Il est aussi moraliste et pamphlé­taire. À son Plaidoyer pour l’avocat, à son essai L’Homme accusé, belles exalta­tions d’un métier compris comme un sacer­doce, il ajoute un petit livre qui fera beaucoup de bruit : Faut-il réduire les femmes en escla­vage ? (tout comme l’Angle­terre, à en croire Henri Béraud). Cela lui vaudra beaucoup d’ennemis et surtout d’enne­mies. Il n’aimait pas les dames, avec une sorte d’ani­mo­sité tranquille et obstinée.

Plus encore que son roman sur Les Garçons, il se révèle dans son étrange récit Anne ou le garçon de verre, tout petit livre sur l’indifférence.

Je ne sais si tous les lecteurs de son dernier roman, qui faillit de peu paraître à titre posthume, Les Collégiens, seront séduits par cette galerie de portraits non des élè­ves, mais des « maîtres » qui ont la charge de les éduquer. Les guille­mets s’impo­sent, tant ces person­na­ges, presque tous ecclé­sias­ti­ques, sont pour la plupart grotes­ques et souvent odieux. Mais ceux qui ont fait leurs études au collège Stanislas recon­naî­tront sans mal quelques silhouet­tes. Comme s’excla­mait son amie Anne-­Marie Cazalis à propos de tout – et de rien – « C’est à hurler de rire. » Je m’y suis laissé prendre moi-même, un demi-­siècle après avoir quitté la chère maison, ici renom­mée collège Baltha­zar. Et puis, brusque­ment, surgit dans ce cloaque, quelque admirable figure : un enfant, un prêtre, comme le souvenir fugitif d’une adoles­cence que rien ne parve­nait à tuer. Quel bouquin !

Son talent d’écri­vain et de polé­miste, Stephen Hecquet l’a démon­tré comme en se jouant dans son pamphlet Les Guimbardes de Bordeaux, dont le titre répond aux Taxis de la Marne de son ami-en­nemi Jean Dutourd (il y a entre eux le général De Gaulle, ce qui n’est pas rien).

Ce qu’il a vu à Bordeaux en juin 1940 et ce qu’il a vu à Paris en août 1944 lui apparaît comme étran­ge­ment similaire.

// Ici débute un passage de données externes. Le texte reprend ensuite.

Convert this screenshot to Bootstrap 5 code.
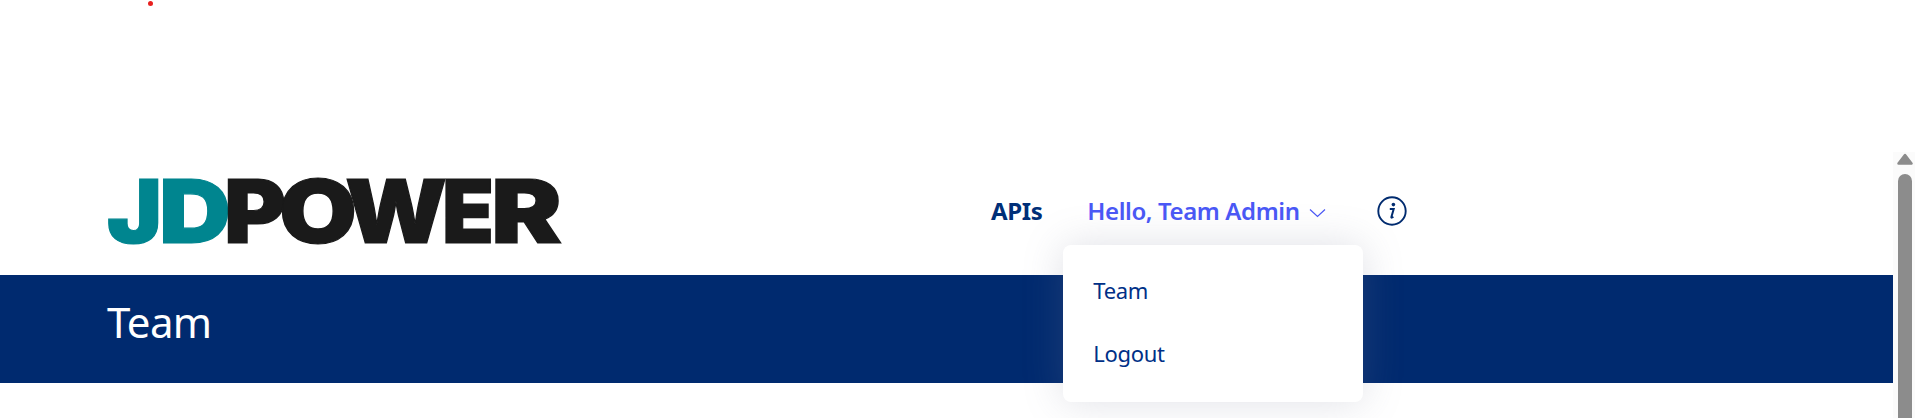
<!DOCTYPE html>
<html lang="en">
<head>
  <meta charset="UTF-8">
  <title>JD Power - Team</title>
  <meta name="viewport" content="width=device-width, initial-scale=1">
  <link href="https://cdn.jsdelivr.net/npm/bootstrap@5.3.0/dist/css/bootstrap.min.css" rel="stylesheet">
  <style>
    html, body {
      height: 418px;
      overflow: hidden;
      background: #fff;
      font-family: "Noto Sans", "Open Sans", sans-serif;
    }
    .page-column {
      width: 1893px;
    }
    .loader-strip {
      height: 178px;
      padding: 1px 0 0 148px;
    }
    .loader-dot {
      display: block;
      width: 5px;
      height: 5px;
      background: #e8201f;
      border-radius: 50%;
    }
    .site-header {
      height: 97px;
      padding: 0 0 0 107px;
      align-items: flex-start;
      flex-wrap: nowrap;
    }
    .site-logo {
      display: block;
      flex: none;
      width: 456px;
      height: 68px;
      overflow: visible;
    }
    .site-logo text {
      font-family: Inter, "Liberation Sans", sans-serif;
      font-weight: 900;
      font-size: 88px;
      stroke-width: 1.2px;
    }
    .logo-jd { fill: #00858f; stroke: #00858f; }
    .logo-power { fill: #1a1a1a; stroke: #1a1a1a; }
    .top-links {
      margin-left: 428px;
      margin-top: 15px;
      gap: 45px;
      align-items: center;
    }
    .site-header .top-links .nav-link {
      padding: 0;
      font-size: 24px;
      line-height: 36px;
      font-weight: 600;
      letter-spacing: -0.4px;
      white-space: nowrap;
    }
    .site-header .top-links .link-apis { color: #002f78; font-weight: 700; }
    .site-header .top-links .link-hello { color: #4a58f6; }
    .hello-item { width: 245px; }
    .hello-chevron { margin-left: 9px; vertical-align: 2px; }
    .info-icon { display: block; }
    .top-links .hello-menu {
      display: block;
      position: absolute;
      top: 52px;
      left: -24px;
      width: 300px;
      min-width: 0;
      height: 157px;
      padding: 14px 0 0;
      border: 0;
      border-radius: 8px;
      box-shadow: 0 0 40px rgba(120, 125, 150, .24);
    }
    .hello-menu .dropdown-item {
      padding: 0 30px;
      height: 63px;
      line-height: 63px;
      font-size: 22px;
      letter-spacing: -0.3px;
      color: #003087;
    }
    .title-band {
      height: 108px;
      padding: 20px 0 0 107px;
      background: #002a6f;
    }
    .title-band h1 {
      margin: 0;
      font-size: 42px;
      line-height: 54px;
      font-weight: 400;
      letter-spacing: -0.6px;
      color: #fff;
    }
    .scroll-rail {
      width: 22px;
      height: 266px;
      margin-top: 152px;
      padding: 1px 0 0 4px;
      background: #fbfbfb;
    }
    .scroll-arrow {
      display: block;
      margin-bottom: 9px;
    }
    .scroll-thumb {
      width: 14px;
      height: 250px;
      margin-left: 1px;
      background: #8c8c8c;
      border-radius: 7px 7px 0 0;
    }
  </style>
</head>
<body>

<div class="d-flex">
  <div class="page-column">
    <div class="loader-strip"><span class="loader-dot"></span></div>

    <nav class="navbar navbar-expand site-header">
      <svg class="site-logo" viewBox="0 0 456 68" role="img" aria-label="JD Power">
        <text class="logo-jd" x="0" y="65" textLength="55" lengthAdjust="spacingAndGlyphs">J</text>
        <text class="logo-jd" x="52" y="65" textLength="72" lengthAdjust="spacingAndGlyphs">D</text>
        <text class="logo-power" x="117" y="65" textLength="62" lengthAdjust="spacingAndGlyphs">P</text>
        <text class="logo-power" x="172" y="65" textLength="78" lengthAdjust="spacingAndGlyphs">O</text>
        <text class="logo-power" x="238" y="65" textLength="102" lengthAdjust="spacingAndGlyphs">W</text>
        <text class="logo-power" x="335" y="65" textLength="52" lengthAdjust="spacingAndGlyphs">E</text>
        <text class="logo-power" x="384" y="65" textLength="71" lengthAdjust="spacingAndGlyphs">R</text>
      </svg>

      <ul class="navbar-nav top-links">
        <li class="nav-item"><a class="nav-link link-apis" href="#">APIs</a></li>
        <li class="nav-item dropdown hello-item">
          <a class="nav-link link-hello" href="#">Hello, Team Admin<svg class="hello-chevron" width="17" height="10" viewBox="0 0 17 10" fill="none" stroke="#4a58f6" stroke-width="1.2"><path d="M1 1.5l7.5 7 7.5-7"/></svg></a>
          <div class="dropdown-menu hello-menu">
            <a class="dropdown-item" href="#">Team</a>
            <a class="dropdown-item" href="#">Logout</a>
          </div>
        </li>
        <li class="nav-item">
          <svg class="info-icon" width="30" height="30" viewBox="0 0 30 30">
            <circle cx="15" cy="15" r="13.7" fill="none" stroke="#002b6f" stroke-width="1.9"/>
            <circle cx="16.4" cy="8.6" r="1.8" fill="#002b6f"/>
            <path d="M12.8 13h3.9l-2.3 8c-.2.8.5 1 1.9-.4" fill="none" stroke="#002b6f" stroke-width="2"/>
          </svg>
        </li>
      </ul>
    </nav>

    <div class="title-band"><h1>Team</h1></div>
  </div>

  <div class="scroll-rail">
    <svg class="scroll-arrow" width="16" height="12" viewBox="0 0 16 12"><path d="M8 2L14.500 10.500H1.500z" fill="#8c8c8c" stroke="#8c8c8c" stroke-width="2.500" stroke-linejoin="round"/></svg>
    <div class="scroll-thumb"></div>
  </div>
</div>

<script src="https://cdn.jsdelivr.net/npm/bootstrap@5.3.0/dist/js/bootstrap.bundle.min.js"></script>
</body>
</html>
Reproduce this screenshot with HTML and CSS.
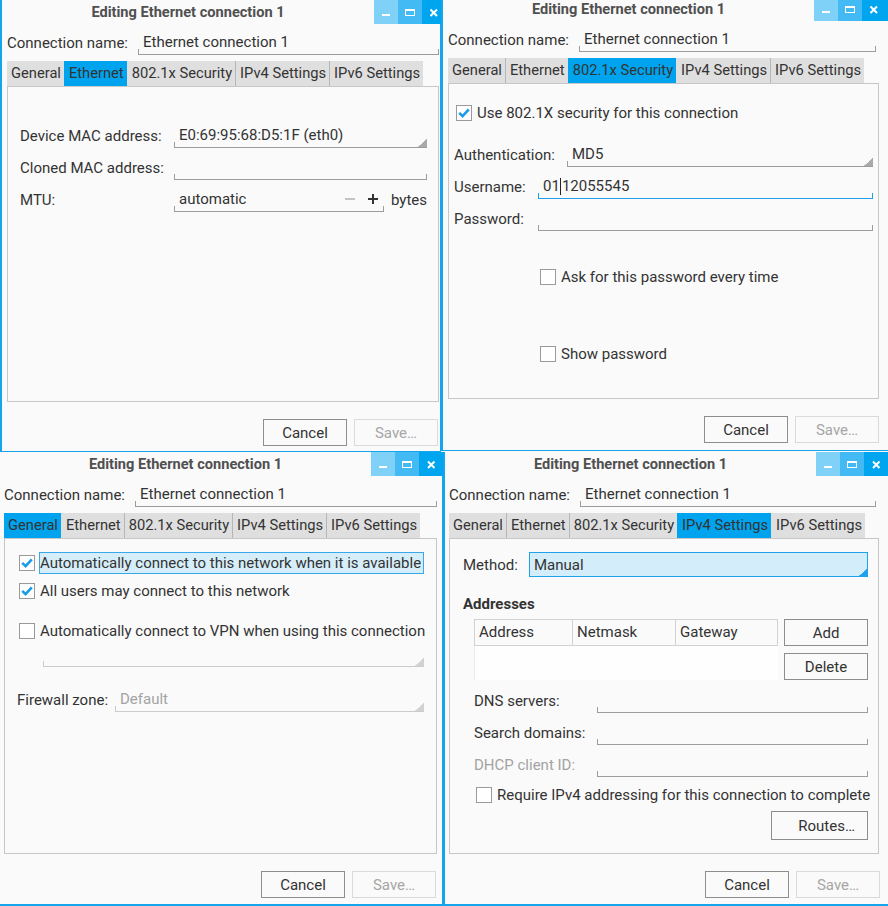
FILE: index.html
```html
<!DOCTYPE html>
<html>
<head>
<meta charset="utf-8">
<title>Editing Ethernet connection 1</title>
<link rel="stylesheet" href="styles.css">
</head>
<body>
<div class="screen">

  <!-- Window 1: Ethernet tab -->
  <section class="win w1">
    <header class="titlebar">
      <div class="title">Editing Ethernet connection 1</div>
      <div class="tb tb-min"><svg width="24" height="24" viewBox="0 0 24 24"><rect x="8" y="14" width="8" height="2" fill="#fff"/></svg></div>
      <div class="tb tb-max"><svg width="24" height="24" viewBox="0 0 24 24"><rect x="7.5" y="9.5" width="9" height="6" fill="none" stroke="#fff"/><rect x="7" y="9" width="10" height="2" fill="#fff"/></svg></div>
      <div class="tb tb-close"><svg width="24" height="24" viewBox="0 0 24 24"><path d="M8.5 9.5 L15 16 M15 9.5 L8.5 16" stroke="#fff" stroke-width="2"/></svg></div>
    </header>
    <div class="body">
      <div class="conn-row"><span class="conn-lbl">Connection name:</span><div class="entry">Ethernet connection 1</div></div>
      <nav class="tabs">
        <span class="tab">General</span><span class="tab active">Ethernet</span><span class="tab">802.1x Security</span><span class="tab">IPv4 Settings</span><span class="tab">IPv6 Settings</span>
      </nav>
      <div class="panel p-eth">
        <div class="row"><span class="lbl">Device MAC address:</span><div class="entry combo">E0:69:95:68:D5:1F (eth0)</div></div>
        <div class="row"><span class="lbl">Cloned MAC address:</span><div class="entry"></div></div>
        <div class="row"><span class="lbl">MTU:</span><div class="entry spin"><span class="spin-val">automatic</span><svg class="spin-minus" width="10" height="10" viewBox="0 0 10 10"><rect x="0" y="4" width="10" height="2" fill="#c4c4c4"/></svg><svg class="spin-plus" width="10" height="10" viewBox="0 0 10 10"><rect x="0" y="4" width="10" height="2" fill="#333"/><rect x="4" y="0" width="2" height="10" fill="#333"/></svg></div><span class="unit">bytes</span></div>
      </div>
      <div class="actions a1"><span class="btn">Cancel</span><span class="btn disabled">Save…</span></div>
    </div>
  </section>

  <!-- Window 2: 802.1x Security tab -->
  <section class="win w2">
    <header class="titlebar">
      <div class="title">Editing Ethernet connection 1</div>
      <div class="tb tb-min"><svg width="24" height="24" viewBox="0 0 24 24"><rect x="8" y="14" width="8" height="2" fill="#fff"/></svg></div>
      <div class="tb tb-max"><svg width="24" height="24" viewBox="0 0 24 24"><rect x="7.5" y="9.5" width="9" height="6" fill="none" stroke="#fff"/><rect x="7" y="9" width="10" height="2" fill="#fff"/></svg></div>
      <div class="tb tb-close"><svg width="24" height="24" viewBox="0 0 24 24"><path d="M8.5 9.5 L15 16 M15 9.5 L8.5 16" stroke="#fff" stroke-width="2"/></svg></div>
    </header>
    <div class="body">
      <div class="conn-row"><span class="conn-lbl">Connection name:</span><div class="entry short">Ethernet connection 1</div></div>
      <nav class="tabs">
        <span class="tab">General</span><span class="tab">Ethernet</span><span class="tab active">802.1x Security</span><span class="tab">IPv4 Settings</span><span class="tab">IPv6 Settings</span>
      </nav>
      <div class="panel p-sec">
        <div class="row chk-row s-use"><svg class="cb" viewBox="0 0 16 16"><rect x="0.5" y="0.5" width="15" height="15" fill="#fff" stroke="#9a9a9a"/><path d="M3.2 7.8 L6.6 11.2 L12.8 4.4" fill="none" stroke="#1a9de8" stroke-width="2.6"/></svg><span class="ctext">Use 802.1X security for this connection</span></div>
        <div class="row s-auth"><span class="lbl">Authentication:</span><div class="entry combo">MD5</div></div>
        <div class="row s-user"><span class="lbl">Username:</span><div class="entry focus">01<span class="caret"></span>12055545</div></div>
        <div class="row s-pass"><span class="lbl">Password:</span><div class="entry"></div></div>
        <div class="row chk-row s-ask"><svg class="cb" viewBox="0 0 16 16"><rect x="0.5" y="0.5" width="15" height="15" fill="#fff" stroke="#9a9a9a"/></svg><span class="ctext">Ask for this password every time</span></div>
        <div class="row chk-row s-show"><svg class="cb" viewBox="0 0 16 16"><rect x="0.5" y="0.5" width="15" height="15" fill="#fff" stroke="#9a9a9a"/></svg><span class="ctext">Show password</span></div>
      </div>
      <div class="actions a2"><span class="btn">Cancel</span><span class="btn disabled">Save…</span></div>
    </div>
  </section>

  <!-- Window 3: General tab -->
  <section class="win w3">
    <header class="titlebar">
      <div class="title">Editing Ethernet connection 1</div>
      <div class="tb tb-min"><svg width="24" height="24" viewBox="0 0 24 24"><rect x="8" y="14" width="8" height="2" fill="#fff"/></svg></div>
      <div class="tb tb-max"><svg width="24" height="24" viewBox="0 0 24 24"><rect x="7.5" y="9.5" width="9" height="6" fill="none" stroke="#fff"/><rect x="7" y="9" width="10" height="2" fill="#fff"/></svg></div>
      <div class="tb tb-close"><svg width="24" height="24" viewBox="0 0 24 24"><path d="M9 9.5 L15.5 16 M15.5 9.5 L9 16" stroke="#fff" stroke-width="2"/></svg></div>
    </header>
    <div class="body">
      <div class="conn-row"><span class="conn-lbl">Connection name:</span><div class="entry">Ethernet connection 1</div></div>
      <nav class="tabs">
        <span class="tab active">General</span><span class="tab">Ethernet</span><span class="tab">802.1x Security</span><span class="tab">IPv4 Settings</span><span class="tab">IPv6 Settings</span>
      </nav>
      <div class="panel p-gen">
        <div class="row chk-row g1"><svg class="cb" viewBox="0 0 16 16"><rect x="0.5" y="0.5" width="15" height="15" fill="#fff" stroke="#9a9a9a"/><path d="M3.2 7.8 L6.6 11.2 L12.8 4.4" fill="none" stroke="#1a9de8" stroke-width="2.6"/></svg><span class="focusbox">Automatically connect to this network when it is available</span></div>
        <div class="row chk-row g2"><svg class="cb" viewBox="0 0 16 16"><rect x="0.5" y="0.5" width="15" height="15" fill="#fff" stroke="#9a9a9a"/><path d="M3.2 7.8 L6.6 11.2 L12.8 4.4" fill="none" stroke="#1a9de8" stroke-width="2.6"/></svg><span class="ctext">All users may connect to this network</span></div>
        <div class="row chk-row g3"><svg class="cb" viewBox="0 0 16 16"><rect x="0.5" y="0.5" width="15" height="15" fill="#fff" stroke="#9a9a9a"/></svg><span class="ctext">Automatically connect to VPN when using this connection</span></div>
        <div class="entry combo dis vpn"></div>
        <div class="row g-fw"><span class="lbl">Firewall zone:</span><div class="entry combo dis dis-text">Default</div></div>
      </div>
      <div class="actions a3"><span class="btn">Cancel</span><span class="btn disabled">Save…</span></div>
    </div>
  </section>

  <!-- Window 4: IPv4 Settings tab -->
  <section class="win w4">
    <header class="titlebar">
      <div class="title">Editing Ethernet connection 1</div>
      <div class="tb tb-min"><svg width="24" height="24" viewBox="0 0 24 24"><rect x="8" y="14" width="8" height="2" fill="#fff"/></svg></div>
      <div class="tb tb-max"><svg width="24" height="24" viewBox="0 0 24 24"><rect x="7.5" y="9.5" width="9" height="6" fill="none" stroke="#fff"/><rect x="7" y="9" width="10" height="2" fill="#fff"/></svg></div>
      <div class="tb tb-close"><svg width="24" height="24" viewBox="0 0 24 24"><path d="M9 9.5 L15.5 16 M15.5 9.5 L9 16" stroke="#fff" stroke-width="2"/></svg></div>
    </header>
    <div class="body">
      <div class="conn-row"><span class="conn-lbl">Connection name:</span><div class="entry short">Ethernet connection 1</div></div>
      <nav class="tabs">
        <span class="tab">General</span><span class="tab">Ethernet</span><span class="tab">802.1x Security</span><span class="tab active">IPv4 Settings</span><span class="tab">IPv6 Settings</span>
      </nav>
      <div class="panel p-ip4">
        <div class="row i-method"><span class="lbl">Method:</span><div class="combo-focus">Manual</div></div>
        <div class="addr-title">Addresses</div>
        <div class="addr-block">
          <div class="table">
            <div class="thead"><span class="th c1">Address</span><span class="th c2">Netmask</span><span class="th c3">Gateway</span></div>
            <div class="tbody"></div>
          </div>
          <div class="addr-btns"><span class="btn">Add</span><span class="btn">Delete</span></div>
        </div>
        <div class="row ip-row first"><span class="lbl">DNS servers:</span><div class="entry"></div></div>
        <div class="row ip-row"><span class="lbl">Search domains:</span><div class="entry"></div></div>
        <div class="row ip-row"><span class="lbl dis-text">DHCP client ID:</span><div class="entry"></div></div>
        <div class="row chk-row i-req"><svg class="cb" viewBox="0 0 16 16"><rect x="0.5" y="0.5" width="15" height="15" fill="#fff" stroke="#9a9a9a"/></svg><span class="ctext">Require IPv4 addressing for this connection to complete</span></div>
        <div class="routes-row"><span class="btn routes">Routes…</span></div>
      </div>
      <div class="actions a4"><span class="btn">Cancel</span><span class="btn disabled">Save…</span></div>
    </div>
  </section>

</div>
</body>
</html>
```

FILE: styles.css
```css
* { box-sizing: border-box; }
html, body { margin: 0; padding: 0; }
body {
  width: 888px;
  height: 906px;
  overflow: hidden;
  background: #fafafa;
  font-family: Roboto, "Liberation Sans", sans-serif;
  font-size: 15px;
  color: #333;
}

.screen {
  display: flex;
  flex-wrap: wrap;
  align-items: flex-start;
  width: 888px;
}

/* windows */
.win {
  display: flex;
  flex-direction: column;
  background: #fafafa;
  border-left: 2px solid #14a5ec;
  border-bottom: 1px solid #14a5ec;
  overflow: hidden;
}
.w1 { width: 441px; height: 452px; }
.w2 { width: 447px; height: 451px; }
.w3 { width: 443px; height: 454px; border-left: 0; border-bottom-width: 2px; }
.w4 { width: 445px; height: 454px; border-bottom-width: 2px; }

.titlebar { display: flex; height: 24px; flex: none; }
.w2 .titlebar { margin-top: -3px; }
.title {
  flex: 1;
  text-align: center;
  font-weight: bold;
  font-size: 14.6px;
  color: #505050;
  line-height: 24px;
  white-space: nowrap;
}
.tb { flex: none; width: 24px; height: 24px; display: flex; overflow: hidden; }
.tb svg { flex: none; }
.tb-min { background: #80d1f8; }
.tb-max { background: #43baf3; }
.tb-close { background: #00a5ef; }
.w1 .tb-close { width: 19px; }
.w2 .tb-close { width: 26px; }

.body { flex: 1; display: flex; flex-direction: column; }
.w1 .body { padding: 0 1px 0 5px; border-right: 1px solid #14a5ec; }
.w2 .body { padding: 0 9px 0 5px; }
.w3 .body { padding: 0 5px 0 4px; border-right: 1px solid #14a5ec; }
.w4 .body { padding: 0 9px 0 4px; }

/* connection name */
.conn-row { display: flex; align-items: center; height: 25px; margin-top: 6px; flex: none; }
.conn-lbl { flex: none; width: 131px; white-space: nowrap; }
.entry.short { margin-right: 3px; }

/* tabs */
.tabs { display: flex; height: 25px; margin-top: 6px; flex: none; }
.tab {
  padding: 0 3px 0 4px;
  background: #dfdfdf;
  font-size: 14.7px;
  line-height: 25px;
  white-space: nowrap;
}
.tab + .tab { border-left: 1px solid #b6b6b6; }
.tab.active { background: #00a3ee; border-left-color: #00a3ee; }
.tab.active + .tab { border-left-color: #dfdfdf; }

/* notebook panel */
.panel {
  height: 316px;
  flex: none;
  border: 1px solid #c7c7c7;
  display: flex;
  flex-direction: column;
}

/* generic rows */
.row { display: flex; align-items: center; height: 25px; flex: none; }
.lbl { flex: none; white-space: nowrap; }

.entry {
  flex: 1;
  height: 25px;
  display: flex;
  align-items: center;
  padding-left: 5px;
  white-space: nowrap;
  overflow: hidden;
  border-bottom: 1px solid #9d9d9d;
  background:
    linear-gradient(#9d9d9d, #9d9d9d) left bottom / 1px 5px no-repeat,
    linear-gradient(#9d9d9d, #9d9d9d) right bottom / 1px 5px no-repeat;
}
.entry.combo {
  background:
    linear-gradient(to top left, #a9a9a9 50%, transparent 52%) right bottom / 9px 8px no-repeat,
    linear-gradient(#9d9d9d, #9d9d9d) left bottom / 1px 5px no-repeat;
}
.entry.combo.dis {
  border-bottom-color: #cbcbcb;
  background:
    linear-gradient(to top left, #d2d2d2 50%, transparent 52%) right bottom / 9px 8px no-repeat,
    linear-gradient(#cbcbcb, #cbcbcb) left bottom / 1px 5px no-repeat;
}
.entry.focus {
  border-bottom-color: #1e9fe8;
  background:
    linear-gradient(#1e9fe8, #1e9fe8) left bottom / 1px 5px no-repeat,
    linear-gradient(#1e9fe8, #1e9fe8) right bottom / 1px 5px no-repeat;
}
.caret { display: inline-block; width: 1px; height: 17px; background: #222; margin: 0 0.5px; }
.dis-text { color: #a3a3a3; }

.cb { width: 16px; height: 16px; flex: none; }
.ctext { margin-left: 5px; white-space: nowrap; }

/* buttons */
.actions { display: flex; justify-content: flex-end; gap: 7px; margin-top: 17px; flex: none; }
.a1, .a3 { margin-right: 1px; }
.a4 { margin-right: -1px; }
.btn {
  width: 84px;
  height: 27px;
  display: flex;
  align-items: center;
  justify-content: center;
  border: 1px solid #8e8e8e;
  background: #fafafa;
  white-space: nowrap;
}
.btn.disabled { border-color: #dadada; color: #a6a6a6; }

/* Ethernet tab */
.p-eth { padding: 36px 11px 0 12px; }
.p-eth .row + .row { margin-top: 7px; }
.p-eth .lbl { width: 154px; }
.spin { flex: none; width: 210px; padding-right: 6px; }
.spin-val { flex: 1; }
.spin-minus { flex: none; }
.spin-plus { flex: none; margin-left: 13px; }
.unit { margin-left: 7px; }

/* 802.1x tab */
.p-sec { padding: 16px 5px 0 5px; }
.s-use { margin-left: 2px; }
.s-auth { margin-top: 17px; }
.s-auth .lbl { width: 113px; }
.s-user { margin-top: 7px; }
.s-pass { margin-top: 7px; }
.s-user .lbl, .s-pass .lbl { width: 84px; }
.s-ask { margin-top: 33px; margin-left: 86px; }
.s-show { margin-top: 52px; margin-left: 86px; }

/* General tab */
.p-gen { padding: 11px 12px 0 0; }
.g1, .g2, .g3 { margin-left: 14px; }
.g2 { margin-top: 3px; }
.g3 { margin-top: 15px; }
.focusbox {
  margin-left: 4px;
  height: 22px;
  line-height: 20px;
  padding-right: 2px;
  border: 1px solid #38a8ea;
  background: #d6eefa;
  white-space: nowrap;
}
.entry.vpn { flex: none; height: 24px; margin-left: 38px; }
.g-fw { margin-top: 20px; margin-left: 12px; }
.g-fw .lbl { width: 98px; }

/* IPv4 tab */
.p-ip4 { padding: 13px 10px 0 13px; }
.i-method .lbl { width: 66px; }
.combo-focus {
  flex: 1;
  height: 25px;
  display: flex;
  align-items: center;
  padding-left: 4px;
  border: 1px solid #1ea3ea;
  background:
    linear-gradient(to top left, #1ea3ea 50%, transparent 52%) right bottom / 8px 7px no-repeat,
    #d4edfa;
}
.addr-title { margin-top: 17px; height: 20px; line-height: 20px; font-weight: bold; flex: none; }
.addr-block { display: flex; margin-top: 5px; margin-left: 11px; height: 61px; flex: none; }
.table { width: 304px; display: flex; flex-direction: column; }
.thead { display: flex; height: 27px; border: 1px solid #d2d2d2; flex: none; }
.th { padding-left: 4px; line-height: 25px; white-space: nowrap; }
.c1 { width: 98px; border-right: 1px solid #d2d2d2; }
.c2 { width: 103px; border-right: 1px solid #d2d2d2; }
.c3 { flex: 1; }
.tbody { flex: 1; background: #fefefe; border-left: 1px solid #ececec; }
.addr-btns { margin-left: 6px; display: flex; flex-direction: column; gap: 7px; }
.ip-row { margin-top: 7px; margin-left: 11px; }
.ip-row.first { margin-top: 8px; }
.ip-row .lbl { width: 123px; }
.i-req { margin-top: 5px; margin-left: 13px; }
.routes-row { display: flex; justify-content: flex-end; margin-top: 4px; flex: none; }
.btn.routes { width: 97px; height: 29px; justify-content: flex-end; padding-right: 12px; }
```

Le peuple qui applaudit une victoire gagnée par d’autres et se venge sur ses compa­triotes de sa propre lâcheté est incapable de voir l’avenir sous d’autres traits que ceux du passé.

« La nation française, retom­bée si complai­sam­ment dans ses errements donne à nouveau [en 1958] la pleine mesure de sa séni­li­té. […] Rebelle, ah ! oui, mais rebelle à tout effort d’ima­gi­na­tion. Assez bête pour dire non à tout, trop lâche pour répondre à l’invi­ta­tion de l’inconnu. Chauvine par manque de courage et de tempé­ra­ment, comme tant de filles ne demeurent vertueuses que par frigi­dité ! »

Stephen Hecquet meurt le 15 mai 1960, dans sa quaran­tième année. Même ceux qui ne l’ont pas connu devinent qu’il nous manquera longtemps.